> SOURCE DATA

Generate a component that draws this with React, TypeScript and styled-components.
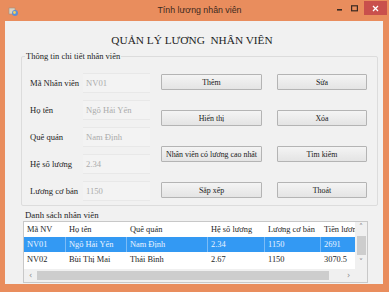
import React from 'react';
import styled, {createGlobalStyle} from 'styled-components';

const GlobalStyle = createGlobalStyle`
  html, body {
    margin: 0;
    padding: 0;
    background: #ffffff;
  }
  * {
    box-sizing: border-box;
  }
`

type Employee = {
    id: string
    name: string
    hometown: string
    coef: string
    base: string
    salary: string
}

const employees: Employee[] = [
    {id: 'NV01', name: 'Ngô Hải Yến', hometown: 'Nam Định', coef: '2.34', base: '1150', salary: '2691'},
    {id: 'NV02', name: 'Bùi Thị Mai', hometown: 'Thái Bình', coef: '2.67', base: '1150', salary: '3070.5'},
]

const columns = [
    {title: 'Mã NV', width: 42},
    {title: 'Họ tên', width: 61},
    {title: 'Quê quán', width: 81},
    {title: 'Hệ số lương', width: 57},
    {title: 'Lương cơ bản', width: 56},
    {title: 'Tiền lương', width: 57},
]

const fields = [
    {label: 'Mã Nhân viên', value: 'NV01'},
    {label: 'Họ tên', value: 'Ngô Hải Yến'},
    {label: 'Quê quán', value: 'Nam Định'},
    {label: 'Hệ số lương', value: '2.34'},
    {label: 'Lương cơ bản', value: '1150'},
]

const actions = ['Thêm', 'Sửa', 'Hiển thị', 'Xóa', 'Nhân viên có lương cao nhất', 'Tìm kiếm', 'Sắp xếp', 'Thoát']

const AppIcon = () => (
    <svg width="11" height="11" viewBox="0 0 11 11">
        <rect x="1" y="2" width="6" height="6" fill="#d9d2c4" stroke="#9c8f80" strokeWidth="0.6"/>
        <circle cx="7" cy="7" r="3" fill="#5a8fd8"/>
        <circle cx="6.5" cy="6.5" r="1.4" fill="#f4d25a"/>
    </svg>
)

export default function App() {
    return (
        <>
            <GlobalStyle/>
            <Window>
                <TitleBar>
                    <TitleIcon><AppIcon/></TitleIcon>
                    <TitleText>Tính lương nhân viên</TitleText>
                    <Controls>
                        <CtrlButton>
                            <svg width="7" height="7" viewBox="0 0 7 7"><rect x="1" y="4" width="5" height="1.6" fill="#3a2a22"/></svg>
                        </CtrlButton>
                        <CtrlButton>
                            <svg width="7" height="7" viewBox="0 0 7 7"><rect x="0.6" y="0.8" width="5.8" height="5" fill="none" stroke="#3a2a22" strokeWidth="1.2"/></svg>
                        </CtrlButton>
                        <CloseButton>
                            <svg width="7" height="7" viewBox="0 0 7 7"><path d="M1 1 L6 6 M6 1 L1 6" stroke="#ffffff" strokeWidth="1.3"/></svg>
                        </CloseButton>
                    </Controls>
                </TitleBar>
                <Client>
                    <Heading>QUẢN LÝ LƯƠNG&nbsp; NHÂN VIÊN</Heading>
                    <DetailGroup>
                        <Legend>Thông tin chi tiết nhân viên</Legend>
                        <DetailBody>
                            <FormGrid>
                                {fields.map(f => (
                                    <React.Fragment key={f.label}>
                                        <FieldLabel>{f.label}</FieldLabel>
                                        <FieldBox>{f.value}</FieldBox>
                                    </React.Fragment>
                                ))}
                            </FormGrid>
                            <ButtonGrid>
                                {actions.map(a => <ActionButton key={a}>{a}</ActionButton>)}
                            </ButtonGrid>
                        </DetailBody>
                    </DetailGroup>
                    <ListGroup>
                        <ListLegend>Danh sách nhân viên</ListLegend>
                        <Grid>
                            <GridMain>
                                <GridRow>
                                    {columns.map(c => <Cell key={c.title} $w={c.width}>{c.title}</Cell>)}
                                </GridRow>
                                {employees.map((e, i) => (
                                    <GridRow key={e.id} $selected={i === 0}>
                                        {[e.id, e.name, e.hometown, e.coef, e.base, e.salary].map((v, j) => (
                                            <Cell key={j} $w={columns[j].width} $selected={i === 0}>{v}</Cell>
                                        ))}
                                    </GridRow>
                                ))}
                                <Filler/>
                                <HScroll>
                                    <Arrow>‹</Arrow>
                                    <HThumb/>
                                    <Arrow>›</Arrow>
                                </HScroll>
                            </GridMain>
                            <VScroll>
                                <Arrow>˄</Arrow>
                                <VThumb/>
                                <Arrow>˅</Arrow>
                                <Corner/>
                            </VScroll>
                        </Grid>
                    </ListGroup>
                </Client>
            </Window>
        </>
    )
}

const Window = styled.div`
  width: 389px;
  height: 292px;
  background: #e98d5d;
  display: flex;
  flex-direction: column;
  padding: 0 6px 8px 5px;
`

const TitleBar = styled.div`
  height: 21px;
  display: flex;
  align-items: flex-start;
`

const TitleIcon = styled.div`
  width: 16px;
  height: 16px;
  display: flex;
  align-items: center;
  justify-content: center;
  margin-top: 3px;
`

const TitleText = styled.div`
  flex: 1;
  text-align: center;
  font-family: "Liberation Sans", Arial, sans-serif;
  font-size: 8.8px;
  color: #3d2a20;
  margin-top: 5px;
  padding-left: 46px;
`

const Controls = styled.div`
  display: flex;
  align-items: flex-start;
  margin-right: -4px;
`

const CtrlButton = styled.div`
  width: 15px;
  height: 15px;
  display: flex;
  align-items: center;
  justify-content: center;
  margin-top: 1px;
`

const CloseButton = styled.div`
  width: 23px;
  height: 14px;
  margin-left: 2px;
  margin-top: 1px;
  background: #c9504c;
  display: flex;
  align-items: center;
  justify-content: center;
`

const Client = styled.div`
  flex: 1;
  background: #f1f1f1;
  display: flex;
  flex-direction: column;
  padding: 0 5px 0 16px;
  font-family: "Liberation Serif", "Times New Roman", serif;
  color: #1e1e1e;
`

const Heading = styled.div`
  text-align: center;
  font-size: 11.3px;
  margin-top: 11px;
  height: 16px;
  line-height: 16px;
  padding-right: 15px;
`

const DetailGroup = styled.fieldset`
  margin: 3px 0 0 0;
  padding: 0;
  border: 1px solid #dcdcdc;
  border-radius: 2px;
  height: 155px;
  min-width: 0;
`

const Legend = styled.legend`
  font-size: 8.5px;
  padding: 0 1px;
  margin-left: 3px;
  line-height: 10px;
`

const DetailBody = styled.div`
  display: flex;
  align-items: flex-start;
`

const FormGrid = styled.div`
  display: grid;
  grid-template-columns: 53px 67px;
  grid-auto-rows: 20px;
  row-gap: 7px;
  margin: 12px 0 0 8px;
`

const FieldLabel = styled.div`
  font-size: 8.6px;
  display: flex;
  align-items: center;
  white-space: nowrap;
`

const FieldBox = styled.div`
  border-top: 1px solid #e8e8e8;
  border-bottom: 1px solid #e8e8e8;
  background: #f3f3f3;
  color: #ababab;
  font-size: 8.6px;
  display: flex;
  align-items: center;
  padding-left: 3px;
  white-space: nowrap;
`

const ButtonGrid = styled.div`
  display: grid;
  grid-template-columns: 101px 90px;
  column-gap: 15px;
  grid-auto-rows: 16px;
  row-gap: 20px;
  margin: 13px 0 0 11px;
`

const ActionButton = styled.button`
  font-family: "Liberation Serif", "Times New Roman", serif;
  font-size: 7.9px;
  color: #202020;
  padding: 0;
  border: 1px solid #b4b4b4;
  border-radius: 1px;
  background: linear-gradient(#f4f4f4, #e4e4e4);
  white-space: nowrap;
  overflow: hidden;
`

const ListGroup = styled.div`
  display: flex;
  flex-direction: column;
  margin-top: 4px;
`

const ListLegend = styled.div`
  font-size: 8.8px;
  line-height: 10px;
  margin-left: 4px;
  height: 11px;
`

const Grid = styled.div`
  width: 345px;
  height: 62px;
  margin-left: 2px;
  border: 1px solid #c8c8c8;
  background: #ffffff;
  display: flex;
  overflow: hidden;
`

const GridMain = styled.div`
  flex: 1;
  display: flex;
  flex-direction: column;
  overflow: hidden;
`

const GridRow = styled.div<{ $selected?: boolean }>`
  height: 15px;
  display: flex;
  flex-shrink: 0;
  background: ${p => p.$selected ? '#3399f3' : '#ffffff'};
`

const Cell = styled.div<{ $w: number, $selected?: boolean }>`
  width: ${p => p.$w}px;
  flex-shrink: 0;
  font-size: 8.4px;
  line-height: 15px;
  padding-left: 3px;
  white-space: nowrap;
  overflow: hidden;
  color: ${p => p.$selected ? '#eaf4ff' : '#1e1e1e'};
  border-right: 1px solid ${p => p.$selected ? '#7cbcf6' : '#ffffff'};
`

const Filler = styled.div`
  flex: 1;
`

const HScroll = styled.div`
  height: 13px;
  flex-shrink: 0;
  display: flex;
  align-items: center;
  background: #f0f0f0;
  padding: 0 1px;
`

const HThumb = styled.div`
  flex: 1;
  height: 9px;
  background: #cdcdcd;
  margin: 0 14px 0 1px;
`

const Arrow = styled.div`
  width: 11px;
  height: 12px;
  font-family: "DejaVu Sans", sans-serif;
  font-size: 8px;
  line-height: 12px;
  color: #8a8a8a;
  text-align: center;
  flex-shrink: 0;
`

const VScroll = styled.div`
  width: 12px;
  display: flex;
  flex-direction: column;
  align-items: center;
  background: #f0f0f0;
`

const VThumb = styled.div`
  width: 9px;
  height: 19px;
  background: #cdcdcd;
  margin: 2px 0;
`

const Corner = styled.div`
  flex: 1;
  width: 12px;
  background: #f0f0f0;
`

> GIVEN INSTRUCTION
Copy out every line of the data that includes "components".

> WORKED ANSWER
Generate a component that draws this with React, TypeScript and styled-components.
import styled, {createGlobalStyle} from 'styled-components';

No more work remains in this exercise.